The Chicago Tribune – its grey flat factness – was spread out in front of me. I don’t read newspapers. I’m not very interested in news. It just lay there.

I am taking this comedy writing class (at an improv theater) because I want to explore the relationship between pain and comedy and social criticism and comedy. And I would like to write a television show. And now I have to come up with ten news jokes by Saturday. I have absolutely nothing. In France they used industrial-grade silicon in some breast jobs. Now breasts are leaking and bursting all over the place, and I can’t even think of a joke about that.

I don't think all that many things are funny, and oftentimes even when I do find something funny I won't laugh. (I'll say, "I like that." Which is, of course, hugely expressive.) So my fear is that next class I will have no jokes, and I won't laugh at anybody else's jokes. I'll just sit at that table (probably hungover) and say nothing as the puns and jokes go round and round and everyone gets increasingly angry.

...and then my breasts will pop.

1.03.2012

Let's talk about sex, baby.

Today was my first day back to work from Christmas break.

I walk into the room, find my laptop, and begin to reconnect with teachers and counselors.

My co-workers are there, all smiles and all gitty. Both of the girls have recently entered into new, exciting relationships.

The conversations consist of: what did you do with your boyfriend? oh i love my boyfriend, oh he bought me a laptop, oh my vagina hurts, oh boyfriend boyfriend boyfriend.

co-workers: Annie, what did you do with your boyfriend over the holidays?

me: We hung out. It was really fun. (My boyfriend got me some sweet McSweeny postcards with awesome art on the covers. I love it. I didn't tell them about it because I knew they wouldn't see it the same way I did. Especially when my co-worker's brand new macbook was directly in front of me.) I was able to spend good time with my family too. I really miss my family.

co-workers: Great, but why aren't you ready for marriage?

me: (I'm thinking- wow, that's quite the subject change/I'm more than bored of this conversation) well, I don't want to be married today.

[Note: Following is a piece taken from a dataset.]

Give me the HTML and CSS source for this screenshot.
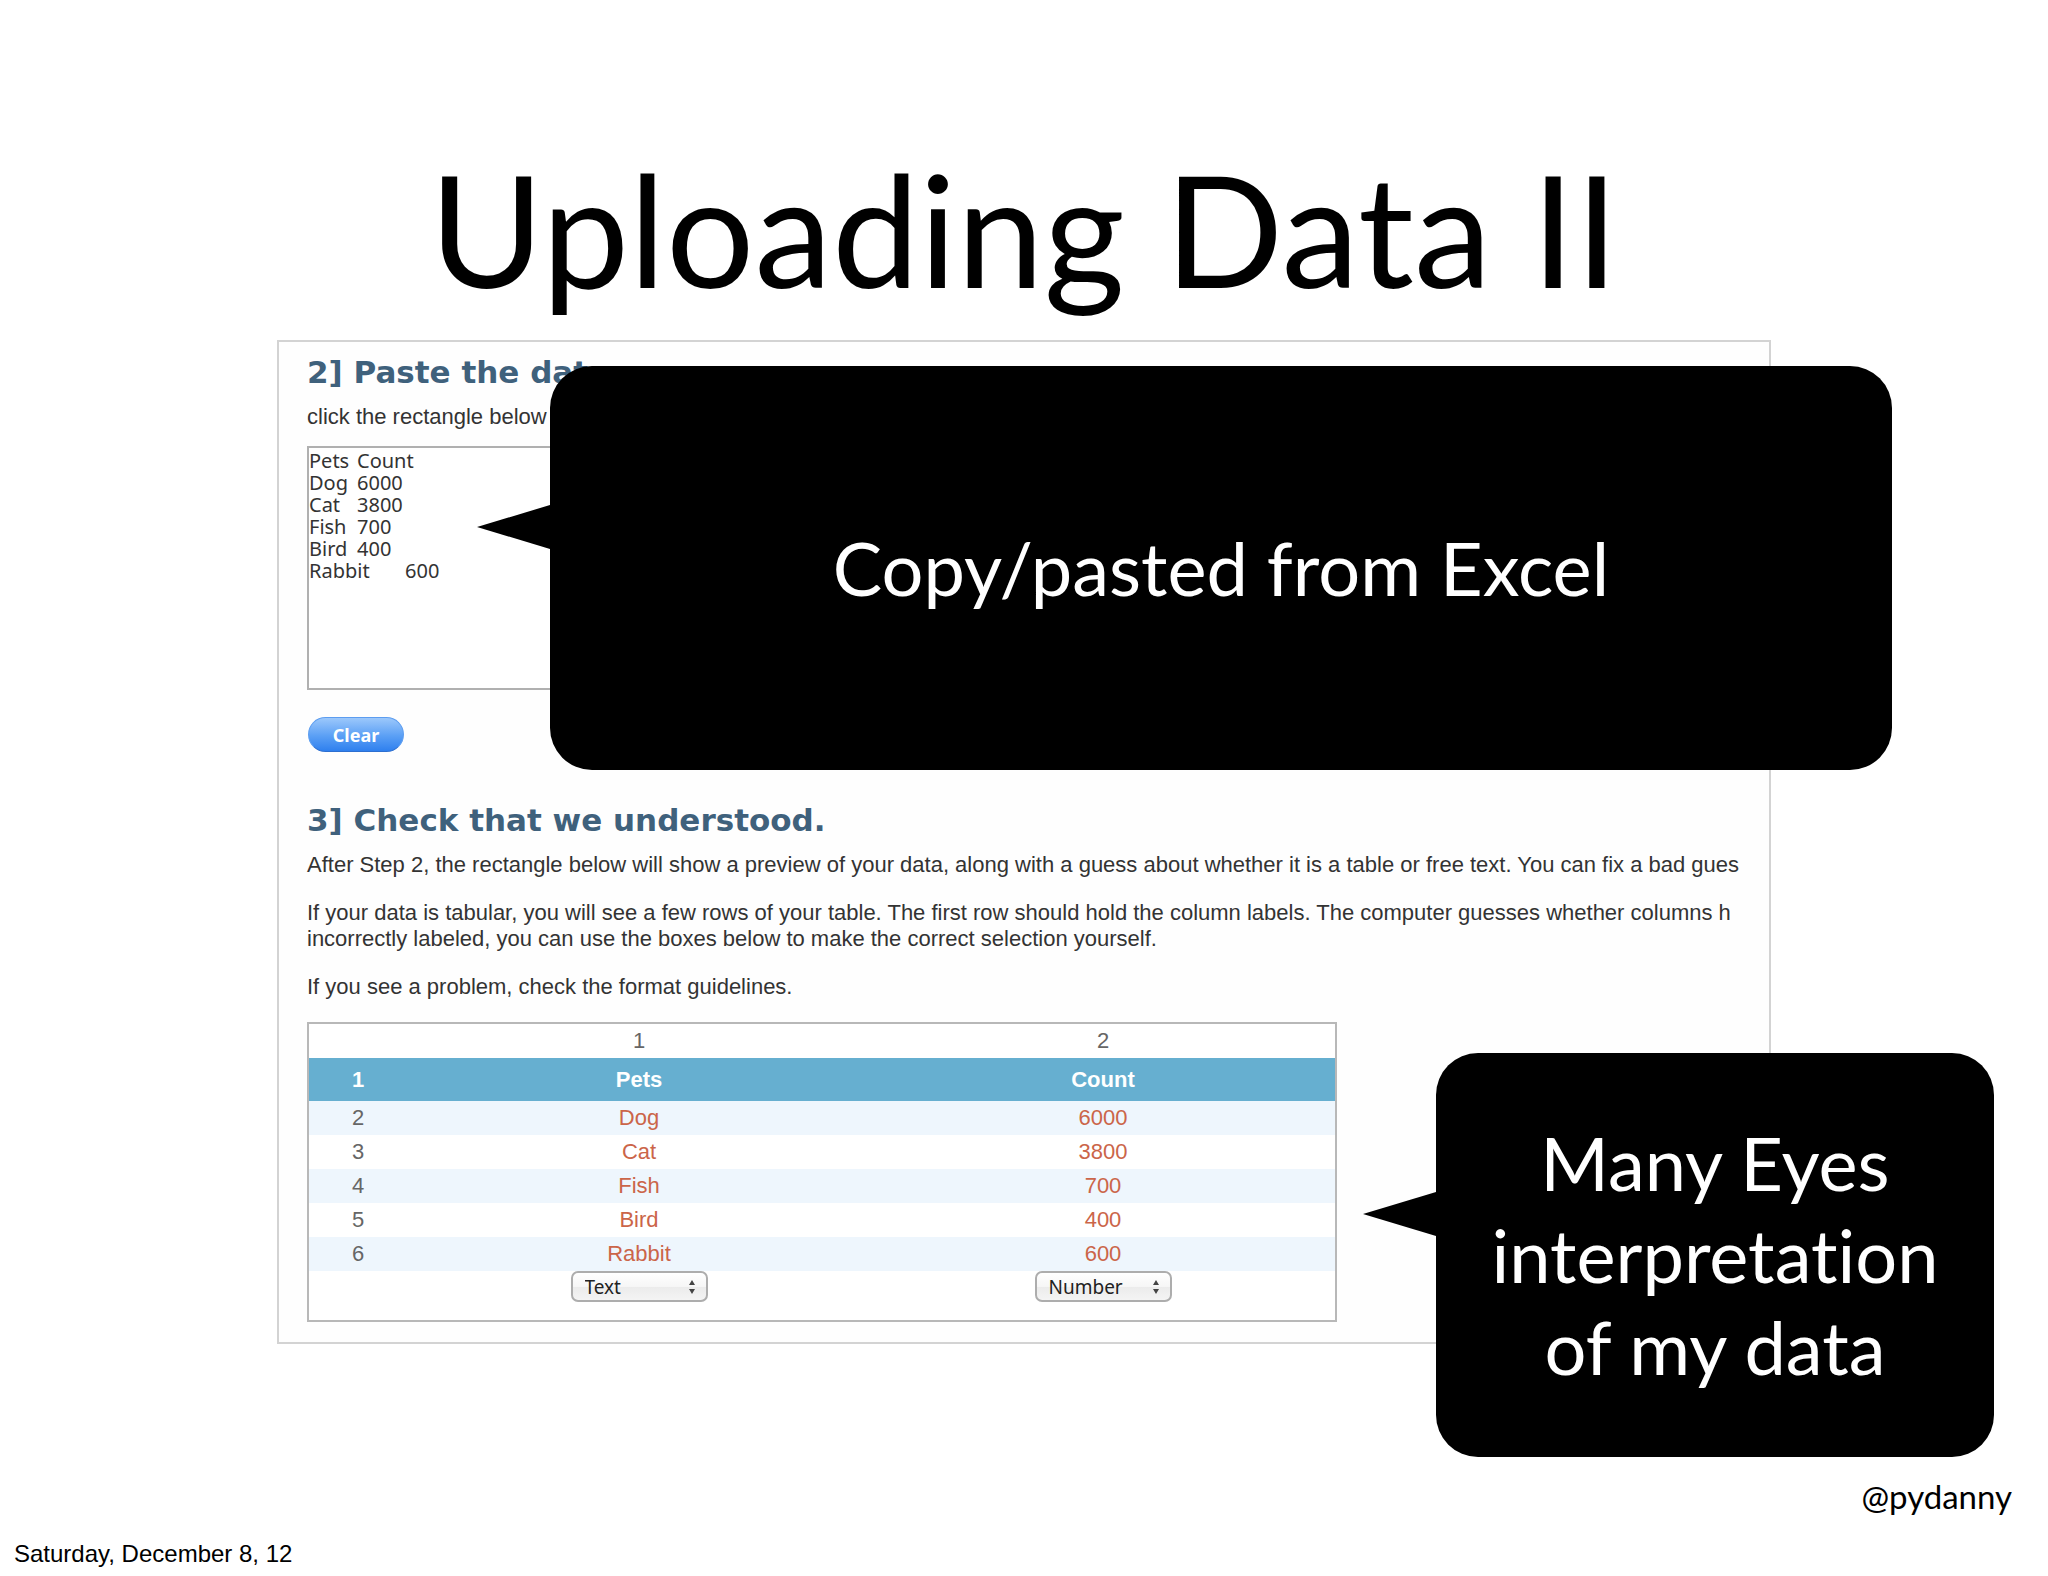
FILE: index.html
```html
<!DOCTYPE html>
<html lang="en">
<head>
  <meta charset="UTF-8">
  <title>Uploading Data II</title>
  <link rel="stylesheet" href="styles.css">
</head>
<body>

  <main class="slide">
    <h1 class="slide-title">Uploading Data II</h1>

    <div class="stage">
      <div class="panel">
        <section class="step">
          <h2>2] Paste the data:</h2>
          <label for="paste-data">click the rectangle below</label>
          <textarea id="paste-data" spellcheck="false">
Pets&#9;Count
Dog&#9;6000
Cat&#9;3800
Fish&#9;700
Bird&#9;400
Rabbit&#9;600</textarea>
          <button type="button" class="clear-btn">Clear</button>
        </section>

        <section class="step">
          <h2>3] Check that we understood.</h2>
          <p>After Step 2, the rectangle below will show a preview of your data, along with a guess about whether it is a table or free text. You can fix a bad gues</p>
          <p>If your data is tabular, you will see a few rows of your table. The first row should hold the column labels. The computer guesses whether columns h<br>
          incorrectly labeled, you can use the boxes below to make the correct selection yourself.</p>
          <p>If you see a problem, check the format guidelines.</p>

          <table class="preview">
            <thead>
              <tr class="col-numbers"><td class="row-number"></td><td>1</td><td>2</td></tr>
              <tr class="labels"><th>1</th><th>Pets</th><th>Count</th></tr>
            </thead>
            <tbody>
              <tr><th>2</th><td>Dog</td><td>6000</td></tr>
              <tr><th>3</th><td>Cat</td><td>3800</td></tr>
              <tr><th>4</th><td>Fish</td><td>700</td></tr>
              <tr><th>5</th><td>Bird</td><td>400</td></tr>
              <tr><th>6</th><td>Rabbit</td><td>600</td></tr>
            </tbody>
            <tfoot>
              <tr>
                <td></td>
                <td>
                  <span class="select-wrap">
                    <select aria-label="Column 1 type">
                      <option selected>Text</option>
                      <option>Number</option>
                    </select>
                    <svg viewBox="0 0 8 16" aria-hidden="true"><path d="M4 1 7 6H1zM4 15 1 10h6z"/></svg>
                  </span>
                </td>
                <td>
                  <span class="select-wrap">
                    <select aria-label="Column 2 type">
                      <option>Text</option>
                      <option selected>Number</option>
                    </select>
                    <svg viewBox="0 0 8 16" aria-hidden="true"><path d="M4 1 7 6H1zM4 15 1 10h6z"/></svg>
                  </span>
                </td>
              </tr>
            </tfoot>
          </table>
        </section>
      </div>

      <div class="callout callout-paste">Copy/pasted from Excel</div>
      <div class="callout callout-result">Many Eyes<br>interpretation<br>of my data</div>
    </div>

    <footer>
      <div class="handle">@pydanny</div>
      <div class="date">Saturday, December 8, 12</div>
    </footer>
  </main>

</body>
</html>
```

FILE: styles.css
```css
body {
  margin: 0;
  background: #fff;
  color: #000;
  font-family: "Liberation Sans", Arial, sans-serif;
}

.slide {
  overflow: hidden;
}

.slide-title {
  margin: 0;
  padding-top: 132px;
  height: 208px;
  font: 400 156px/192px Lato, sans-serif;
  text-align: center;
}

.stage {
  position: relative;
  margin: 0 277px;
}

.panel {
  overflow: hidden;
  padding: 12px 0 20px 28px;
  border: 2px solid #d3d3d3;
  background: #fefefe;
  color: #333;
  font-size: 22px;
  line-height: 26px;
  white-space: nowrap;
}

.step h2 {
  margin: 0 0 14px;
  color: #3f617c;
  font: bold 31px/36px "DejaVu Sans", Verdana, sans-serif;
}

.step p {
  margin: 0 0 22px;
}

.step label {
  display: block;
  margin-bottom: 16px;
}

.step textarea {
  display: block;
  box-sizing: border-box;
  width: 70%;
  height: 244px;
  padding: 2px 0;
  border: 2px solid #b0b0b0;
  background: #fff;
  color: #333;
  font: 20px/22px "Noto Sans", sans-serif;
  tab-size: 48px;
  resize: none;
}

.clear-btn {
  display: block;
  width: 96px;
  height: 35px;
  margin: 27px 0 50px 1px;
  padding: 0;
  border: 1px solid #5c9df0;
  border-bottom-color: #2d6fd0;
  border-radius: 18px;
  background: linear-gradient(#9cc8fb, #5a9ff5 55%, #2f80ee);
  color: #fff;
  font: bold 18px/30px "Noto Sans", sans-serif;
}

.preview {
  width: 1030px;
  border: 2px solid #b8b8b8;
  border-collapse: separate;
  border-spacing: 0;
  table-layout: fixed;
  background: #fff;
  text-align: center;
}

.preview th,
.preview td {
  height: 34px;
  padding: 0;
}

.preview .row-number {
  width: 98px;
}

.preview tbody th,
.preview .col-numbers td {
  color: #666;
  font-weight: normal;
}

.preview .labels th {
  height: 43px;
  background: #66afd0;
  color: #fff;
}

.preview tbody td {
  color: #cb6549;
}

.preview tbody tr:nth-child(odd) {
  background: #eef6fd;
}

.preview tfoot td {
  height: 49px;
  vertical-align: top;
}

.select-wrap {
  display: inline-block;
  position: relative;
  width: 137px;
  height: 31px;
}

.select-wrap select {
  appearance: none;
  display: block;
  width: 100%;
  height: 100%;
  padding: 0 12px;
  border: 2px solid #adadad;
  border-radius: 7px;
  background: linear-gradient(#fff, #f6f6f6 50%, #ebebeb 51%, #f4f4f4);
  color: #222;
  font: 19px/26px "Noto Sans", sans-serif;
}

.select-wrap svg {
  position: absolute;
  top: 8px;
  right: 12px;
  width: 8px;
  height: 16px;
  fill: #444;
  pointer-events: none;
}

/* speech bubbles lie over the panel */
.callout {
  position: absolute;
  display: flex;
  align-items: center;
  justify-content: center;
  height: 404px;
  border-radius: 42px;
  background: #000;
  color: #fff;
  font: 74px/92px Lato, sans-serif;
  font-variant-ligatures: none;
  text-align: center;
}

.callout::before {
  content: "";
  position: absolute;
  top: 139px;
  right: 100%;
  width: 73px;
  height: 44px;
  background: #000;
  clip-path: polygon(0 50%, 100% 0, 100% 100%);
}

.callout-paste {
  top: 26px;
  left: 273px;
  right: -121px;
}

.callout-result {
  top: 713px;
  right: -223px;
  width: 558px;
}

footer {
  padding: 132px 36px 0 14px;
}

.handle {
  font: 33px/40px Lato, sans-serif;
  text-align: right;
}

.date {
  margin-top: 22px;
  font-size: 24px;
  line-height: 32px;
}
```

So I am happy with where I'm at now.

co-workers: Cool. (uneasy)

They walk into the kitchen located a few feet away from me. They talk about how/where/when they like to have sex.

I could hear them the entire time.

They walk back into the room where I am still sitting. I ignore their presence and continue checking up on my work life.

One of them said, "oh sorry, we don't want to talk about this in front of your virgin ears."

They put me at the kid's table. I am drinking sparkling apple cider with my Thanksgiving dinner instead of a really tasty Chardonnay. (I recommend Domaine Serene's Clos du Lune Chardonnay. I'm normally not a fan of that buttery taste, but they do good things with their grapes. Way to go Willamette Valley!)

I was pissed. They have already humped a chair in front of me, ask me how I can resist not have sex, and if I like beef in my mouth.

Because I've never had a penis in my vagina I am automatically a naive, simple girl. I apologize for being so explicit. But I don't know a better way to explain what it feels like than to be vulgar. Because it is vulgar. It feels raw and awful. My worth is wrapped up in the status of my reproductive organs.

I've travelled all over the world. I've climbed a volcano. I've learned French. I tackled an eating disorder. I've studied for years. I have thought carefully about what I believe and think. But, really, all of that doesn't matter. It's all about sex.

Over the last few months this experience has taught me something I do but didn't realize. I've made choices about my personal life not because a religion tells me to, but because it's what I want. I'm happy with my decision. I just wish my value as an intelligent, thoughtful human being wasn't compromised by what is right for me.